Concerns associated with legalizing marijuana include the idea that it could lead to more teens smoking pot, but findings of a new study involving more than 1 million teenagers revealed that the number of teens who smoke weed has not increased in states where the drug is already permitted.

For the new study published in The Lancet Psychiatry on June 15, researchers wanted to know if pot use has increased among teenagers from the time states approved medical marijuana laws until 2014 and if the passage of the laws is tied with changes to the risks of youngsters starting to use marijuana.

The researchers looked at the data of more than 1 million teenagers, who were surveyed whether or not they have used marijuana in the last 30 days in a series of school surveys from 1991 to 2014 administered to student in grades 8, 10 and 12. They found that teen marijuana use was more prevalent in states that had approved medical marijuana laws as of 2014, with almost 16 percent of the teens claiming they have used marijuana in the last 30 days compared with only 13 of their counterparts in states where medical marijuana is not permitted.

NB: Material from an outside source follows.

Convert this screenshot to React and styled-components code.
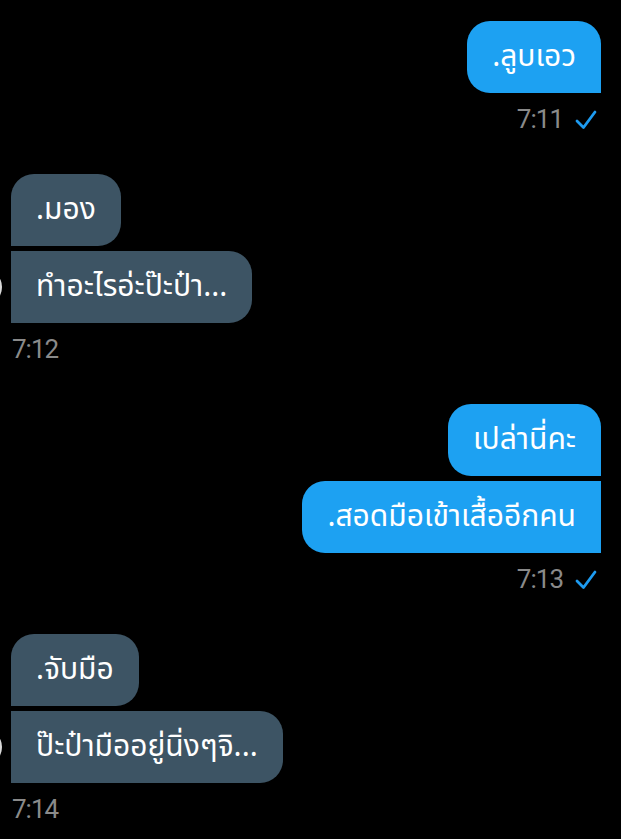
import React from 'react'
import styled, { createGlobalStyle } from 'styled-components'

const GlobalStyle = createGlobalStyle`
  html, body {
    margin: 0;
    padding: 0;
    background: #000;
  }
  body {
    font-family: "Noto Sans Thai", "Noto Sans", Roboto, sans-serif;
    overflow: hidden;
  }
`

const messages = [
  { side: 'out', texts: ['.ลูบเอว'], time: '7:11' },
  { side: 'in', texts: ['.มอง', 'ทำอะไรอ่ะป๊ะป๋า...'], time: '7:12' },
  { side: 'out', texts: ['เปล่านี่คะ', '.สอดมือเข้าเสื้ออีกคน'], time: '7:13' },
  { side: 'in', texts: ['.จับมือ', 'ป๊ะป๋ามืออยู่นิ่งๆจิ...'], time: '7:14' },
]

//corner radius per position in group
const radius = (side, first) => {
  const r = '23px'
  const s = '0'
  if (side === 'out') {
    return `${r} ${first ? r : s} ${s} ${r}`
  }
  return `${first ? r : s} ${r} ${r} ${s}`
}

const Check = () => (
  <svg width="24" height="24" viewBox="0 0 24 24">
    <path d="M3 14 L9.5 20.5 L21 5" fill="none" stroke="#1d9bf0" strokeWidth="2.8" strokeLinecap="round" strokeLinejoin="round" />
  </svg>
)

const Group = ({ side, texts, time }) => (
  <GroupWrap $side={side}>
    {texts.map((t, i) => (
      <Row key={i}>
        {side === 'in' && <Avatar $hide={i !== texts.length - 1} />}
        <Bubble $side={side} $radius={radius(side, i === 0)}>
          {t}
        </Bubble>
      </Row>
    ))}
    <Meta $side={side}>
      <Time>{time}</Time>
      {side === 'out' && <Check />}
    </Meta>
  </GroupWrap>
)

const App = () => {
  return (
    <>
      <GlobalStyle />
      <Screen>
        {messages.map((m, i) => (
          <Group key={i} {...m} />
        ))}
      </Screen>
    </>
  )
}

const Screen = styled.div`
  width: 621px;
  height: 839px;
  padding: 21px 20px 0 0;
  box-sizing: border-box;
  display: flex;
  flex-direction: column;
  gap: 40px;
  background: #000;
  overflow: hidden;
`

const GroupWrap = styled.div`
  display: flex;
  flex-direction: column;
  gap: 5px;
  align-items: ${p => (p.$side === 'out' ? 'flex-end' : 'flex-start')};
`

const Row = styled.div`
  display: flex;
  align-items: center;
`

const Avatar = styled.div`
  flex: none;
  width: 36px;
  height: 36px;
  margin-left: -34px;
  margin-right: 9px;
  border-radius: 50%;
  background: #d8d8d8;
  visibility: ${p => (p.$hide ? 'hidden' : 'visible')};
`

const Bubble = styled.div`
  height: 72px;
  display: flex;
  align-items: center;
  padding: 0 25px;
  box-sizing: border-box;
  font-size: 30px;
  color: #fff;
  white-space: nowrap;
  border-radius: ${p => p.$radius};
  background: ${p => (p.$side === 'out' ? '#1da1f2' : '#3d5464')};
`

const Meta = styled.div`
  height: 30px;
  margin-top: 6px;
  display: flex;
  align-items: center;
  gap: 11px;
  padding: ${p => (p.$side === 'out' ? '0 3px 0 0' : '0 0 0 12px')};
`

const Time = styled.span`
  font-family: Roboto, "Liberation Sans", sans-serif;
  font-size: 26px;
  letter-spacing: -1px;
  color: #8a8a8a;
`

export default App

The researchers, however, found that over time there was no change in marijuana use among teenagers in 21 states that legalized medical marijuana by 2014 after the law was green-lighted, compared with before.

Around 16 percent of the teenagers said that they did not use marijuana in the last 30 days before the law was passed while 15 percent of the teens said the same after the marijuana law was passed.

"Our findings provide the strongest evidence to date that marijuana use by teenagers does not increase after a state legalizes medical marijuana," said study researcher Deborah Hasin, from Columbia University Medical Center, adding that the states with approved medical marijuana laws already have higher marijuana use among teenagers compared with other states.

The study is not the first one that shows marijuana use among teenagers did not increase after medical marijuana legalization. Two earlier studies also had the same results, albeit they were conducted in only four to five states.

The researchers noted there could be other factors that contribute to marijuana use among teenagers. 

"Adolescent use is higher in states that ever passed such a law than in other states. State-level risk factors other than medical marijuana laws could contribute to both marijuana use and the passage of medical marijuana laws, and such factors warrant investigation," Hasin and colleagues wrote in their study.